Data block:
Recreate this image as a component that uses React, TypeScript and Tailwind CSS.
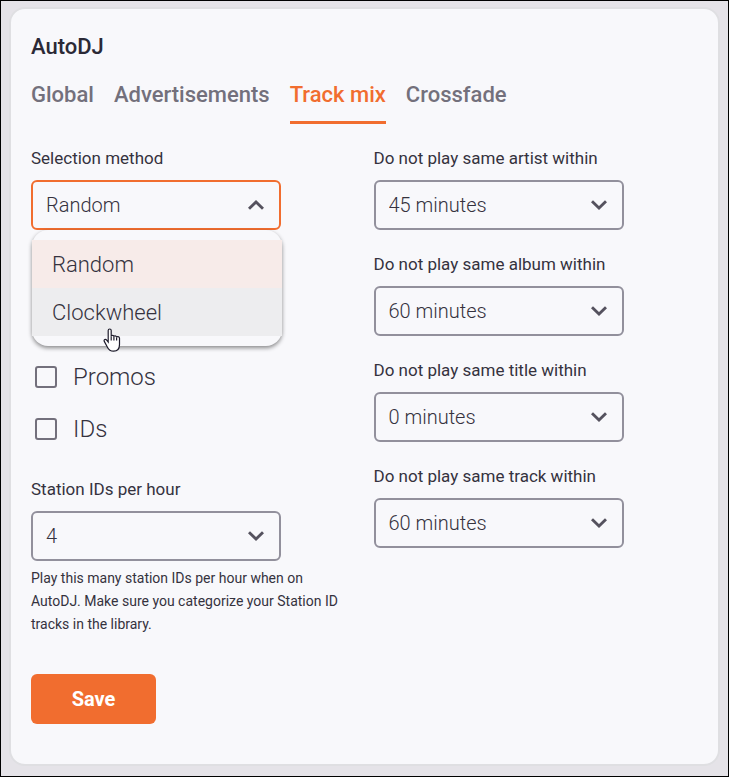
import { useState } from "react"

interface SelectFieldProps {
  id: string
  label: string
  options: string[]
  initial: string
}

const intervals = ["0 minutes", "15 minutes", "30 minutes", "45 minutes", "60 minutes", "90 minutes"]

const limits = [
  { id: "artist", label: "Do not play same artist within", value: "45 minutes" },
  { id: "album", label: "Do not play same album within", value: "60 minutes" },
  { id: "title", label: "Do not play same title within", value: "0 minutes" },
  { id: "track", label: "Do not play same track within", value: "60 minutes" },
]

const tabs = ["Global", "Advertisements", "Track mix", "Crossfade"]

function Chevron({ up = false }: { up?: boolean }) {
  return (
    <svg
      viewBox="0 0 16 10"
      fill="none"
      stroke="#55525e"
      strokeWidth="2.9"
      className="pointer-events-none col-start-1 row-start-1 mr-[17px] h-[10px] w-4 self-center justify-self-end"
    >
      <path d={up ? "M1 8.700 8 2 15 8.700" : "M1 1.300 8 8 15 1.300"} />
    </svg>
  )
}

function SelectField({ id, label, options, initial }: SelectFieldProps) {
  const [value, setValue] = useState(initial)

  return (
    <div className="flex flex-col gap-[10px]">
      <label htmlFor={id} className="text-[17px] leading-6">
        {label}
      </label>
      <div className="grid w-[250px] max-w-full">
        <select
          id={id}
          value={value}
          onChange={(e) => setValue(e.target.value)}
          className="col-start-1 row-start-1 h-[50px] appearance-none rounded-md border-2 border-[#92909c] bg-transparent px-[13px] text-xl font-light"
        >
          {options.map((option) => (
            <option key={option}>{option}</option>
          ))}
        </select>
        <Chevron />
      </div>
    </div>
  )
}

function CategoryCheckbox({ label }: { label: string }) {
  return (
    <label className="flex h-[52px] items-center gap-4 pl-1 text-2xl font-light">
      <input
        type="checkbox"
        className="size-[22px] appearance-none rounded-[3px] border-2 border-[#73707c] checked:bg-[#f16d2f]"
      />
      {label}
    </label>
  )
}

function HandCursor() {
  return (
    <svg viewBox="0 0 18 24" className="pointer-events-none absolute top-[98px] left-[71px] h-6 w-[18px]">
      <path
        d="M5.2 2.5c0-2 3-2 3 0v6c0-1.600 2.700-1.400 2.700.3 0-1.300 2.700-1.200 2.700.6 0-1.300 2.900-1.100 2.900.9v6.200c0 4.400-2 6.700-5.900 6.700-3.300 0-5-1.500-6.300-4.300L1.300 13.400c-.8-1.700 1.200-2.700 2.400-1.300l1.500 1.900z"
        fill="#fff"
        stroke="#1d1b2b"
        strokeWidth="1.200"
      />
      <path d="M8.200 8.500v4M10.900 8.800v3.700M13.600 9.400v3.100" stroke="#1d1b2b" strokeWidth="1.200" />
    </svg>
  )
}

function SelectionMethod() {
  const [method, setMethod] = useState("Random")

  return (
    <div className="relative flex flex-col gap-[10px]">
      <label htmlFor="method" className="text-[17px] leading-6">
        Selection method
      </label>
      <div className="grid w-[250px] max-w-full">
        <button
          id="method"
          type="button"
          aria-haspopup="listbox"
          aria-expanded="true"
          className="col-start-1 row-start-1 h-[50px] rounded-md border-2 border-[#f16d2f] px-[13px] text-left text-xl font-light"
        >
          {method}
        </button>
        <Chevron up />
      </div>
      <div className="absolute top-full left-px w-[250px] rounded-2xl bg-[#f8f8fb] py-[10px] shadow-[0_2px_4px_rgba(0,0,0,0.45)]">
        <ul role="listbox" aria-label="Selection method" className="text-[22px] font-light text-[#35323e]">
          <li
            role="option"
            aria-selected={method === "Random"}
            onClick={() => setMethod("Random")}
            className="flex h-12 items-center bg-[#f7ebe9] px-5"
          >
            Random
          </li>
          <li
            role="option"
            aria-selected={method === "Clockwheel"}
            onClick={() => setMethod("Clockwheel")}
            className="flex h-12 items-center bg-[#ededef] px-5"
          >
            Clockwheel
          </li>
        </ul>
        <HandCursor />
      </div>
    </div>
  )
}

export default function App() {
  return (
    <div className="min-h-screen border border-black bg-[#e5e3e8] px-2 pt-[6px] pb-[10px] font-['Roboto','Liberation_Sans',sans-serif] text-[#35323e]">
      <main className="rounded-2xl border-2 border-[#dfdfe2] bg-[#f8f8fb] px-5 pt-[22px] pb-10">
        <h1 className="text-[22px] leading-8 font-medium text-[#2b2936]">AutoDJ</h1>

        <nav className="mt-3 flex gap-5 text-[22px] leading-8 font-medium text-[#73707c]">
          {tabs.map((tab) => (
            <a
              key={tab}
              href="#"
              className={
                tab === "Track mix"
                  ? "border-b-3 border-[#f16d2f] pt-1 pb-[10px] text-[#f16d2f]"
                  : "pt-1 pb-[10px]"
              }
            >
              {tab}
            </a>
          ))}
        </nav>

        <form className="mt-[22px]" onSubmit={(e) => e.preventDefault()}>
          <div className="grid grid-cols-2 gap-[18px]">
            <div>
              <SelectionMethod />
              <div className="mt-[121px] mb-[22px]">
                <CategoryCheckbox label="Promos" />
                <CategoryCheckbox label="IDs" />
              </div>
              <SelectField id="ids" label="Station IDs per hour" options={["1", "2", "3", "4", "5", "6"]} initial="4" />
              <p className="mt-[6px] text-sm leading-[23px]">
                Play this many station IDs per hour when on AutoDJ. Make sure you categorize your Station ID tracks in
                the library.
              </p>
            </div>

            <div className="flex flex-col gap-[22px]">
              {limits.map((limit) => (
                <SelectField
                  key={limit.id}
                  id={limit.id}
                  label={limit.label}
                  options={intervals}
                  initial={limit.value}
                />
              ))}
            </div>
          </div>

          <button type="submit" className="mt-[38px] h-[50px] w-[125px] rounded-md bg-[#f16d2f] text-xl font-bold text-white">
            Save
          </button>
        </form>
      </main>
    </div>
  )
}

Written instruction:
Extract all the data above exactly, excluding every picture.

Output for this exercise:
Recreate this image as a component that uses React, TypeScript and Tailwind CSS.
import { useState } from "react"

interface SelectFieldProps {
  id: string
  label: string
  options: string[]
  initial: string
}

const intervals = ["0 minutes", "15 minutes", "30 minutes", "45 minutes", "60 minutes", "90 minutes"]

const limits = [
  { id: "artist", label: "Do not play same artist within", value: "45 minutes" },
  { id: "album", label: "Do not play same album within", value: "60 minutes" },
  { id: "title", label: "Do not play same title within", value: "0 minutes" },
  { id: "track", label: "Do not play same track within", value: "60 minutes" },
]

const tabs = ["Global", "Advertisements", "Track mix", "Crossfade"]

function Chevron({ up = false }: { up?: boolean }) {
  return (
    <svg
      viewBox="0 0 16 10"
      fill="none"
      stroke="#55525e"
      strokeWidth="2.9"
      className="pointer-events-none col-start-1 row-start-1 mr-[17px] h-[10px] w-4 self-center justify-self-end"
    >
      <path d={up ? "M1 8.700 8 2 15 8.700" : "M1 1.300 8 8 15 1.300"} />
    </svg>
  )
}

function SelectField({ id, label, options, initial }: SelectFieldProps) {
  const [value, setValue] = useState(initial)

  return (
    <div className="flex flex-col gap-[10px]">
      <label htmlFor={id} className="text-[17px] leading-6">
        {label}
      </label>
      <div className="grid w-[250px] max-w-full">
        <select
          id={id}
          value={value}
          onChange={(e) => setValue(e.target.value)}
          className="col-start-1 row-start-1 h-[50px] appearance-none rounded-md border-2 border-[#92909c] bg-transparent px-[13px] text-xl font-light"
        >
          {options.map((option) => (
            <option key={option}>{option}</option>
          ))}
        </select>
        <Chevron />
      </div>
    </div>
  )
}

function CategoryCheckbox({ label }: { label: string }) {
  return (
    <label className="flex h-[52px] items-center gap-4 pl-1 text-2xl font-light">
      <input
        type="checkbox"
        className="size-[22px] appearance-none rounded-[3px] border-2 border-[#73707c] checked:bg-[#f16d2f]"
      />
      {label}
    </label>
  )
}

function HandCursor() {
  return (
    <svg viewBox="0 0 18 24" className="pointer-events-none absolute top-[98px] left-[71px] h-6 w-[18px]">
      <path
        d="M5.2 2.5c0-2 3-2 3 0v6c0-1.600 2.700-1.400 2.700.3 0-1.300 2.700-1.200 2.700.6 0-1.300 2.900-1.100 2.900.9v6.200c0 4.400-2 6.700-5.900 6.700-3.300 0-5-1.500-6.300-4.300L1.300 13.400c-.8-1.700 1.200-2.700 2.400-1.300l1.500 1.900z"
        fill="#fff"
        stroke="#1d1b2b"
        strokeWidth="1.200"
      />
      <path d="M8.200 8.500v4M10.900 8.800v3.700M13.600 9.400v3.100" stroke="#1d1b2b" strokeWidth="1.200" />
    </svg>
  )
}

function SelectionMethod() {
  const [method, setMethod] = useState("Random")

  return (
    <div className="relative flex flex-col gap-[10px]">
      <label htmlFor="method" className="text-[17px] leading-6">
        Selection method
      </label>
      <div className="grid w-[250px] max-w-full">
        <button
          id="method"
          type="button"
          aria-haspopup="listbox"
          aria-expanded="true"
          className="col-start-1 row-start-1 h-[50px] rounded-md border-2 border-[#f16d2f] px-[13px] text-left text-xl font-light"
        >
          {method}
        </button>
        <Chevron up />
      </div>
      <div className="absolute top-full left-px w-[250px] rounded-2xl bg-[#f8f8fb] py-[10px] shadow-[0_2px_4px_rgba(0,0,0,0.45)]">
        <ul role="listbox" aria-label="Selection method" className="text-[22px] font-light text-[#35323e]">
          <li
            role="option"
            aria-selected={method === "Random"}
            onClick={() => setMethod("Random")}
            className="flex h-12 items-center bg-[#f7ebe9] px-5"
          >
            Random
          </li>
          <li
            role="option"
            aria-selected={method === "Clockwheel"}
            onClick={() => setMethod("Clockwheel")}
            className="flex h-12 items-center bg-[#ededef] px-5"
          >
            Clockwheel
          </li>
        </ul>
        <HandCursor />
      </div>
    </div>
  )
}

export default function App() {
  return (
    <div className="min-h-screen border border-black bg-[#e5e3e8] px-2 pt-[6px] pb-[10px] font-['Roboto','Liberation_Sans',sans-serif] text-[#35323e]">
      <main className="rounded-2xl border-2 border-[#dfdfe2] bg-[#f8f8fb] px-5 pt-[22px] pb-10">
        <h1 className="text-[22px] leading-8 font-medium text-[#2b2936]">AutoDJ</h1>

        <nav className="mt-3 flex gap-5 text-[22px] leading-8 font-medium text-[#73707c]">
          {tabs.map((tab) => (
            <a
              key={tab}
              href="#"
              className={
                tab === "Track mix"
                  ? "border-b-3 border-[#f16d2f] pt-1 pb-[10px] text-[#f16d2f]"
                  : "pt-1 pb-[10px]"
              }
            >
              {tab}
            </a>
          ))}
        </nav>

        <form className="mt-[22px]" onSubmit={(e) => e.preventDefault()}>
          <div className="grid grid-cols-2 gap-[18px]">
            <div>
              <SelectionMethod />
              <div className="mt-[121px] mb-[22px]">
                <CategoryCheckbox label="Promos" />
                <CategoryCheckbox label="IDs" />
              </div>
              <SelectField id="ids" label="Station IDs per hour" options={["1", "2", "3", "4", "5", "6"]} initial="4" />
              <p className="mt-[6px] text-sm leading-[23px]">
                Play this many station IDs per hour when on AutoDJ. Make sure you categorize your Station ID tracks in
                the library.
              </p>
            </div>

            <div className="flex flex-col gap-[22px]">
              {limits.map((limit) => (
                <SelectField
                  key={limit.id}
                  id={limit.id}
                  label={limit.label}
                  options={intervals}
                  initial={limit.value}
                />
              ))}
            </div>
          </div>

          <button type="submit" className="mt-[38px] h-[50px] w-[125px] rounded-md bg-[#f16d2f] text-xl font-bold text-white">
            Save
          </button>
        </form>
      </main>
    </div>
  )
}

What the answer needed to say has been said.